[begin Data listing]

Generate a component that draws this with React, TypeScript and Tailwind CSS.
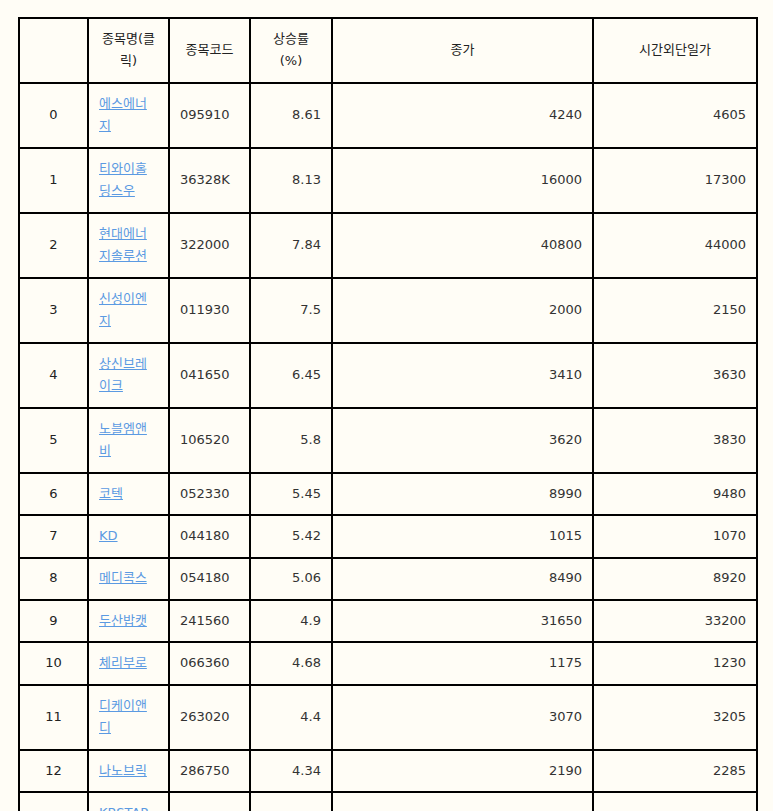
import React from "react";

const rows: [string, string, string, string, string, string][] = [
  ["0", "에스에너지", "095910", "8.61", "4240", "4605"],
  ["1", "티와이홀딩스우", "36328K", "8.13", "16000", "17300"],
  ["2", "현대에너지솔루션", "322000", "7.84", "40800", "44000"],
  ["3", "신성이엔지", "011930", "7.5", "2000", "2150"],
  ["4", "상신브레이크", "041650", "6.45", "3410", "3630"],
  ["5", "노블엠앤비", "106520", "5.8", "3620", "3830"],
  ["6", "코텍", "052330", "5.45", "8990", "9480"],
  ["7", "KD", "044180", "5.42", "1015", "1070"],
  ["8", "메디콕스", "054180", "5.06", "8490", "8920"],
  ["9", "두산밥캣", "241560", "4.9", "31650", "33200"],
  ["10", "체리부로", "066360", "4.68", "1175", "1230"],
  ["11", "디케이앤디", "263020", "4.4", "3070", "3205"],
  ["12", "나노브릭", "286750", "4.34", "2190", "2285"],
  ["13", "KBSTAR 중소형고배당", "315960", "4.21", "10540", "10980"],
];

const cell =
  "border-2 border-black px-[10px] py-[8.9px] align-middle leading-[22.6px]";

export default function App() {
  return (
    <div
      className="min-h-screen bg-[#fffdf6] pl-[18px] pt-[17px] text-[13px] text-[#333]"
      style={{ fontFamily: '"DejaVu Sans", "Noto Sans CJK KR", sans-serif' }}
    >
      <table className="table-fixed border-collapse w-[738px]">
        <colgroup>
          <col className="w-[69px]" />
          <col className="w-[81px]" />
          <col className="w-[81px]" />
          <col className="w-[82px]" />
          <col className="w-[261px]" />
          <col className="w-[164px]" />
        </colgroup>
        <thead>
          <tr className="text-[#222]">
            <th className={`${cell} font-normal text-center`}></th>
            <th className={`${cell} font-normal text-center`}>종목명(클릭)</th>
            <th className={`${cell} font-normal text-center`}>종목코드</th>
            <th className={`${cell} font-normal text-center`}>
              상승률
              <br />
              (%)
            </th>
            <th className={`${cell} font-normal text-center`}>종가</th>
            <th className={`${cell} font-normal text-center`}>시간외단일가</th>
          </tr>
        </thead>
        <tbody>
          {rows.map((r) => (
            <tr key={r[0]}>
              <td className={`${cell} text-center text-[#222]`}>{r[0]}</td>
              <td className={`${cell} text-left`}>
                <a href="#" className="text-[#5b9ae2] underline">
                  {r[1]}
                </a>
              </td>
              <td className={`${cell} text-left`}>{r[2]}</td>
              <td className={`${cell} text-right`}>{r[3]}</td>
              <td className={`${cell} text-right`}>{r[4]}</td>
              <td className={`${cell} text-right`}>{r[5]}</td>
            </tr>
          ))}
        </tbody>
      </table>
    </div>
  );
}
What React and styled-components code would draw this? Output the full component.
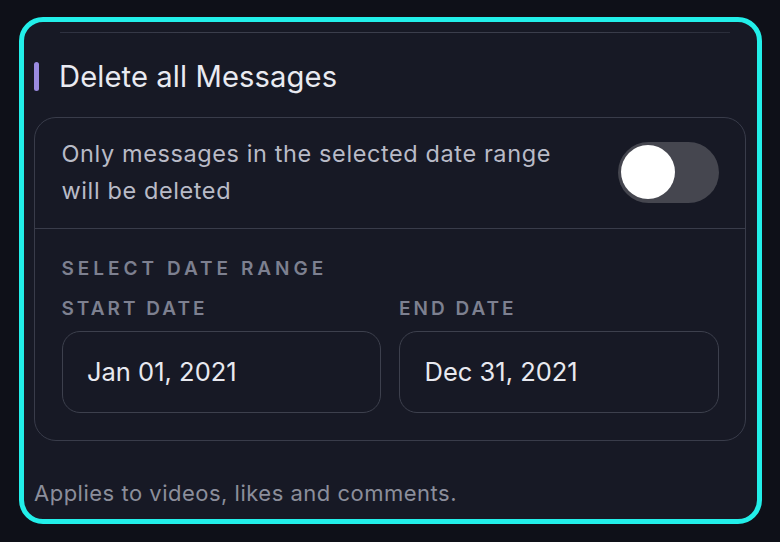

[end Data listing]

## Objective
From the first line of the entries above down to the line holding "import React from", quote each line exactly and nothing else, skipping pictures.

## Finished task
Generate a component that draws this with React, TypeScript and Tailwind CSS.
import React from "react";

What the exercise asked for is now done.